This thing was going around on Facebook, and One Classy Dame tagged me to do it, but I felt like it deserved slightly more space and thought than just a Facebook status or note.
Then I forgot about it for a month.
But I remembered. And so I thought I would share with you 10 books that have been important in my life.
1. Flowers in the Attic by VC Andrews. I found a copy of this book in my grandma’s house when I was about 9 years old, and it set me on a course of trashy romance novels, from which I’ve never fully recovered. I’m sure I would have turned out to be an entirely different person, had I not discovered these types of books. I certainly wouldn’t have been the sixth-grader who took them to school so my friends could also read the trashy parts. (Yikes.)
2. Anne of Green Gables by LM Montgomery / Little Women by Louisa May Alcott. Two wonderful books, particularly for young girls, written by excellent female writers. I was deep in my VC Andrews phase when my parents got me a copy of each of these books for Christmas, and I remember being vaguely disappointed. (I’m really sorry, Mom and Dad!) But then I read the books, and I liked them. I reread both of these books in 2013 and they’re even better than I remembered.
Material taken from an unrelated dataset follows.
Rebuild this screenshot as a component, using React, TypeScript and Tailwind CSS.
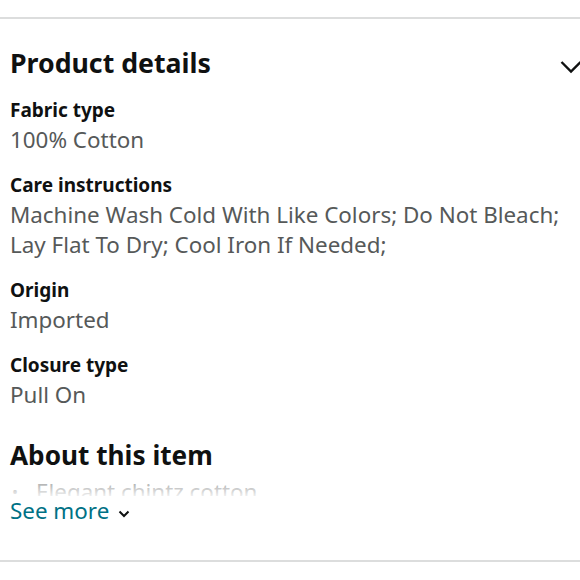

3. Fried Green Tomatoes at the Whistle Stop Cafe by Fannie Flagg. The first time I’ve ever liked a book and a movie adaptation, as separate things. It happens rarely…but it happens.
4. The Grapes of Wrath by John Steinbeck. Okay, this is kind of a long story but bear with me. When I was younger, we made a lot of movies. Not exactly home movies, because it wasn’t stuff like birthday parties and Christmas morning. We would make movies for class projects or just for fun. And I remember making some kind of movie, where I – as a middle schooler – was reading The Grapes of Wrath to my little brother, who was at that point maybe…10 years old? I have no idea what this was for. And we kept cutting away to show the clock ticking forward, and I’d be further in the book, and my brother would be more and more bored. And finally by the time I read the last lines, I think he was gone maybe? Or just asleep? I don’t remember. Anyway, at the time of making that movie, I tried to read The Grapes of Wrath, and I was SO BORED. Then, in my junior year of high school, we read it in my English class…and I loved it. I couldn’t understand why, just a few short years before, I hadn’t gotten into it. So, to me, this book is a solid representation of growing up and maturing.
5. The Poisonwood Bible by Barbara Kingsolver. It’s held a spot on my favorite books list for the last, like, 15 years. Barbara Kingsolver offered me an eloquent way to express the feelings I was having about faith in high school. I printed out a quote from the book and had it stapled to my wall along with everything else in the world that I thought defined me. (The “it” in the first line is the Bible, by the way.)
Thank goodness I had the presence of mind to not print in an artsy font.
6. Me Talk Pretty One Day by David Sedaris. My first exposure to nonfiction humor. Before that, I assumed “nonfiction” meant “history book” or “book on how to refinish a dresser.” David Sedaris, a gem in and of himself, opened up an entirely new world of reading to me.
7. The Time Traveler’s Wife by Audrey Niffenegger. The first time I ever cried while reading. You know what I’m talking about.
8. You’re Not You by Michelle Wildgen. I don’t know anyone else who’s read this book, and I don’t remember how I found it, but I’m obsessed with it. The writing is incredible, it’s gorgeous to read, you just know she labored over crafting every sentence. Plus, the plot is enthralling. (I actually just discovered there’s a movie coming out this year, with Emmy Rossum and Hilary Swank, and yes I’ll totally watch it.)
9. Healthy Sleep Habits, Happy Child by Marc Weissbluth MD. I read a bunch of parenting books when I was pregnant, to prepare myself, and then I read a bunch of books on dealing with an infant, when I had an infant. This was the first book that I got partway into…and just had to toss out the window. There was so much BS in it, and I figured I had two choices: I could either throw it all away, or I could go crazy trying to follow all these rules to have the perfect child. This book represents my revelation that you read some books, you talk to some people, you do what works for you. And everything will be all right.
10. The Harry Potter series by JK Rowling. I know…it’s cheating. But these books (all seven of them) feel like family to me. Like, I know there are some minor plot holes. I know that some people have complaints about them. I know they’re totally overexposed. And I DON’T CARE. To me, they are perfect. I have all these memories: of reading The Sorcerer’s Stone for the first time and realizing this was something great; of sitting, waiting for the mail when the fifth book was coming out, and reading it all in a day; of Drew declaring his intention to read them all out loud to me once I was pregnant. (For the record, we are on the seventh book – it’s slower going now, but we’re still making progress.) These books are ingrained in my adolescent and adult life…and I’m proud of that.
A set of hardcover for posterity; a set of paperback for actual reading; and some spares.